● **What is expected**
Count each line in which the word "components" appears. Reply with the total and nothing more.

● **Input material**
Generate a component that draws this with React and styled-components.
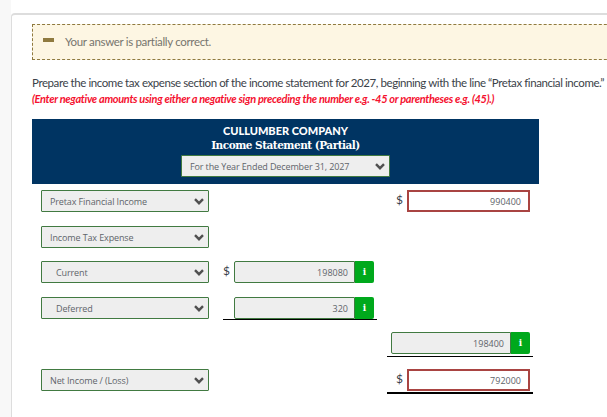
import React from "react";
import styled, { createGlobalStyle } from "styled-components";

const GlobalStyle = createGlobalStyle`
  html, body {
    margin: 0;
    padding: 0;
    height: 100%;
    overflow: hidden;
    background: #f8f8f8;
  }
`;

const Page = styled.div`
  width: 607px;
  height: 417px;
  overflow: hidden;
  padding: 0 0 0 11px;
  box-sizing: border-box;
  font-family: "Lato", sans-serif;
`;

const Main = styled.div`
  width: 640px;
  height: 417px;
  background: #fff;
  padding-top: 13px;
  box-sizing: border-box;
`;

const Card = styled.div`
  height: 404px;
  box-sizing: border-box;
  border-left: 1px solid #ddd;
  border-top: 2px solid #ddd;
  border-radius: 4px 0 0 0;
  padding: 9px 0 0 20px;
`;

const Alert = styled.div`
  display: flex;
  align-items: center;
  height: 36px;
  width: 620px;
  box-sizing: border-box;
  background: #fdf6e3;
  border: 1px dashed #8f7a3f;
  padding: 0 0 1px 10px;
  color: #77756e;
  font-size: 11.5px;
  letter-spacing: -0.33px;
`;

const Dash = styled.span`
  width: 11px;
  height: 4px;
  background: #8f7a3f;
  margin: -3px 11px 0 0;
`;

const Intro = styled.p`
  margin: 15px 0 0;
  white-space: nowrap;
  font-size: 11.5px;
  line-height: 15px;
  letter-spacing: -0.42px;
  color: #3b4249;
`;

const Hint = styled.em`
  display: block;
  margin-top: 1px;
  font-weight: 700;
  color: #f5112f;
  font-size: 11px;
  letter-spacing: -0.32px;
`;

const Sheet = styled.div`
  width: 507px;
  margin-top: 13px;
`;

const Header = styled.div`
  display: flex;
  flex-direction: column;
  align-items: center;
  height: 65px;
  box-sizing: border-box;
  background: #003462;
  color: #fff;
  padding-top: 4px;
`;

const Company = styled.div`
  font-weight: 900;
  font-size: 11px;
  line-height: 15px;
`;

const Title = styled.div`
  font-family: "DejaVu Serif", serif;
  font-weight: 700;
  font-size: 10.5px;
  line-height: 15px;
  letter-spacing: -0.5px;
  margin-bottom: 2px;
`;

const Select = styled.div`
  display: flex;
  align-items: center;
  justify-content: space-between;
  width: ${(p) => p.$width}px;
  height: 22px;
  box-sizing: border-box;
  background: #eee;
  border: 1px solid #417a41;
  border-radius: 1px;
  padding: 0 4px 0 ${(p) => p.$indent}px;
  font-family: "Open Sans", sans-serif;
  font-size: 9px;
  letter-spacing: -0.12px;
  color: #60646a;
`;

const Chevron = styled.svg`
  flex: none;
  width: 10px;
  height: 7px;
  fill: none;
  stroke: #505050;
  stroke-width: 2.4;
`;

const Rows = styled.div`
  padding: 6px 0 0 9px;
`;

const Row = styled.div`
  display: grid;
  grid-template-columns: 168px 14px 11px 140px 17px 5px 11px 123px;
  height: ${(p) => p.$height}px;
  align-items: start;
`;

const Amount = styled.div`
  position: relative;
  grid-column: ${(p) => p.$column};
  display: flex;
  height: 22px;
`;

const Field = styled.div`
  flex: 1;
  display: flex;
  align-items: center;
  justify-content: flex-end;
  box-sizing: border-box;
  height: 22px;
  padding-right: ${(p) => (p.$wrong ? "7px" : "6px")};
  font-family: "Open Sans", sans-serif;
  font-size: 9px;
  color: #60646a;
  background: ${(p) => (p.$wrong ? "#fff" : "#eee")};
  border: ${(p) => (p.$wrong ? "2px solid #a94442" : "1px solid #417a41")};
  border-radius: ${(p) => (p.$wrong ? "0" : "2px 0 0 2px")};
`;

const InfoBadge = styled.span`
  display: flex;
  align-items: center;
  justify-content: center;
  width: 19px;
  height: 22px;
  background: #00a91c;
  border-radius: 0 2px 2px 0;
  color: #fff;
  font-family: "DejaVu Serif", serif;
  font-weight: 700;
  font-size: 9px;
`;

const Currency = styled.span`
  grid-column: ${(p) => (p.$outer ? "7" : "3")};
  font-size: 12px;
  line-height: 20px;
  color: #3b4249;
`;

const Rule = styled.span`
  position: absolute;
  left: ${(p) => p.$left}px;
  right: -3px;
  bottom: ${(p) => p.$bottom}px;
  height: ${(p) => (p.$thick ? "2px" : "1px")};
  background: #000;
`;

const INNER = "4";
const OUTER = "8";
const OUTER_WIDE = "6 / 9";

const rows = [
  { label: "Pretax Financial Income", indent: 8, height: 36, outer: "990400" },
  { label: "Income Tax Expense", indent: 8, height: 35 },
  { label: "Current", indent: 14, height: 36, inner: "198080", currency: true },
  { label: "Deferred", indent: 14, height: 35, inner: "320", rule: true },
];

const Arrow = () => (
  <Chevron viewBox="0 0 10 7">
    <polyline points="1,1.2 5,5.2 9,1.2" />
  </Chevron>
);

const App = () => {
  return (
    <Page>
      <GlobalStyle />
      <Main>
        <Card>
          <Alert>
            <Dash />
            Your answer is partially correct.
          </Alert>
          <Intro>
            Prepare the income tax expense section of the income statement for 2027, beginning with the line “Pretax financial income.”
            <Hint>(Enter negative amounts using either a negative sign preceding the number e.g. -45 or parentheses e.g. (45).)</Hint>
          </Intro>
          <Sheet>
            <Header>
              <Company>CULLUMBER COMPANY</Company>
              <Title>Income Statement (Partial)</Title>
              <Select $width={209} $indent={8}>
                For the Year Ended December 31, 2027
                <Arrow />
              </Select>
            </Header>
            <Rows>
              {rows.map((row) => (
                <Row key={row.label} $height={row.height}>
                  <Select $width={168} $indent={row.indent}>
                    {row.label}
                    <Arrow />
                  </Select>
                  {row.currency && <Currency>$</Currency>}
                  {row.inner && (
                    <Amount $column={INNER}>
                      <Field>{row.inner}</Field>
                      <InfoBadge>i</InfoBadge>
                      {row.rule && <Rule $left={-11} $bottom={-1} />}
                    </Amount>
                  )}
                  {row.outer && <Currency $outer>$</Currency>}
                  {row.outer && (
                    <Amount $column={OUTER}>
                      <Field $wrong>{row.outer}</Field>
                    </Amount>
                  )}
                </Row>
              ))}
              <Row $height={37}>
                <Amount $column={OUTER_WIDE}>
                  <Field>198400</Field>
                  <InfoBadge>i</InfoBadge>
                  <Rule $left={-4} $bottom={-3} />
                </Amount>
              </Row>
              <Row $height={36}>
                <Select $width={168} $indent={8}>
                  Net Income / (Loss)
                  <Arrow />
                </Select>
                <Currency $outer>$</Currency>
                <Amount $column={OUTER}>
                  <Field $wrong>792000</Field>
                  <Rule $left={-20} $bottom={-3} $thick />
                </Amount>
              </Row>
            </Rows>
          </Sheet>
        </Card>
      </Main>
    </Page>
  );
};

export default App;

* * *

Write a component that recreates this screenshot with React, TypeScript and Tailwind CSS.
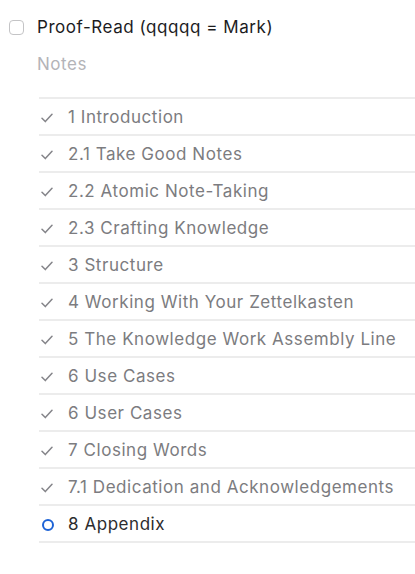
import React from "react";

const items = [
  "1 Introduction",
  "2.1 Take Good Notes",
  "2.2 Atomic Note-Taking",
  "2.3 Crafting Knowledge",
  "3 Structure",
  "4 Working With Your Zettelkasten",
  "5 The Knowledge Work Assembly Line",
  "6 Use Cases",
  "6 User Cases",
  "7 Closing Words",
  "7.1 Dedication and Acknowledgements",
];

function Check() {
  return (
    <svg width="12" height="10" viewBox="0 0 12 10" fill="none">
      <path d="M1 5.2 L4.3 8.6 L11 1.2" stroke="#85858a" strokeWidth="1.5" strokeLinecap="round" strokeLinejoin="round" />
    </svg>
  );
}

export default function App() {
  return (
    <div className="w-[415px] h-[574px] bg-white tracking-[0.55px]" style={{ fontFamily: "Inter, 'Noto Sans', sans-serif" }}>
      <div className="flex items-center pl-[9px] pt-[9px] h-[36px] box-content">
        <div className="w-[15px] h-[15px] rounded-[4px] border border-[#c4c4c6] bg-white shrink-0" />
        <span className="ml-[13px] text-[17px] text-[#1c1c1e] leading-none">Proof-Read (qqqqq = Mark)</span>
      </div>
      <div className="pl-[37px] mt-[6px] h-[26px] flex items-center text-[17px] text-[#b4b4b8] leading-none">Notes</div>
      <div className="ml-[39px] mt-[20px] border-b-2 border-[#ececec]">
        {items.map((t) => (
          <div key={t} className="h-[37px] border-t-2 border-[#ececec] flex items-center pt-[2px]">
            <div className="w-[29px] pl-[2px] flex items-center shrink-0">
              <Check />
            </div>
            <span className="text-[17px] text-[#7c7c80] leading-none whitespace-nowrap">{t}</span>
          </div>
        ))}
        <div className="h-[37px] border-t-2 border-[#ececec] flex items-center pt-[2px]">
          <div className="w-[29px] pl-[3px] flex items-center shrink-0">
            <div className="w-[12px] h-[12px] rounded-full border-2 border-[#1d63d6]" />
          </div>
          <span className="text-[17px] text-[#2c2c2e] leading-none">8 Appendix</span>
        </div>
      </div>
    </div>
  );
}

...

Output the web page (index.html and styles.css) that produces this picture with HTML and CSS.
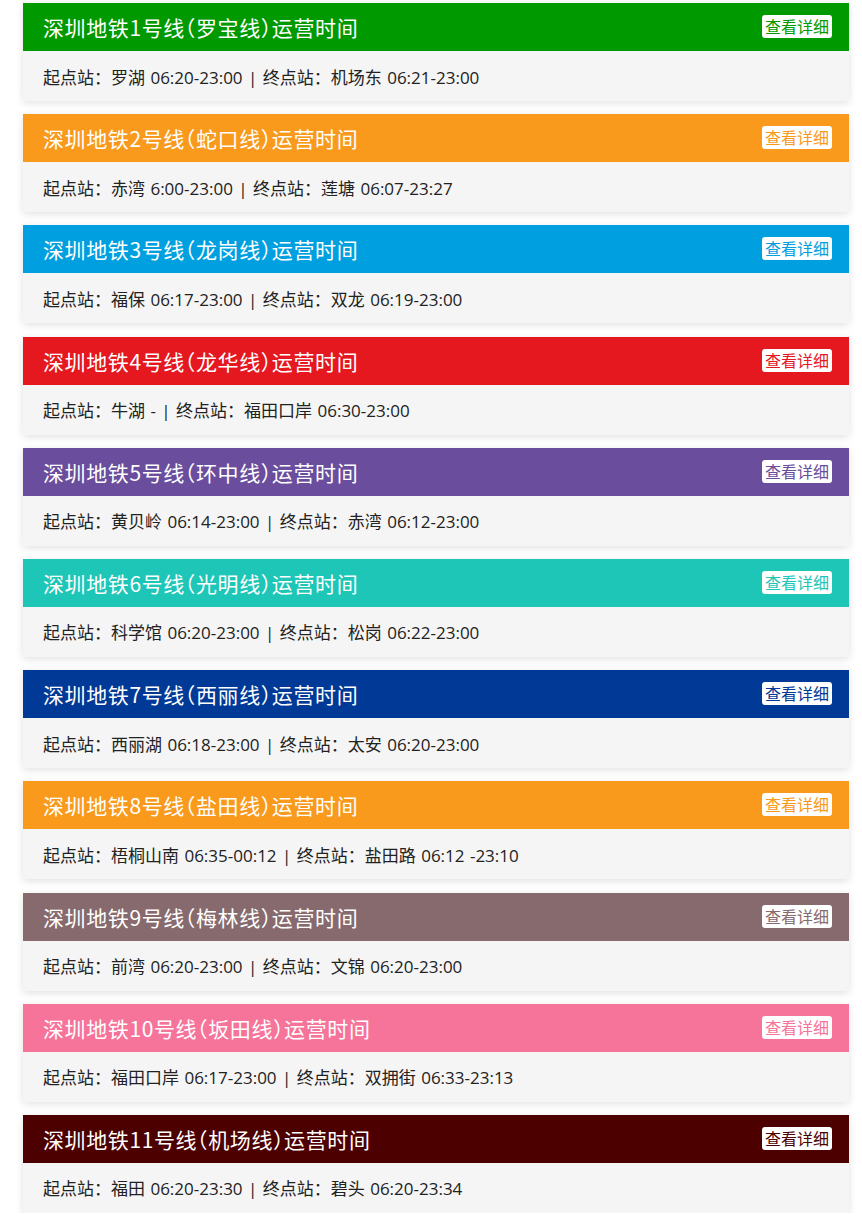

● **Written answer**
2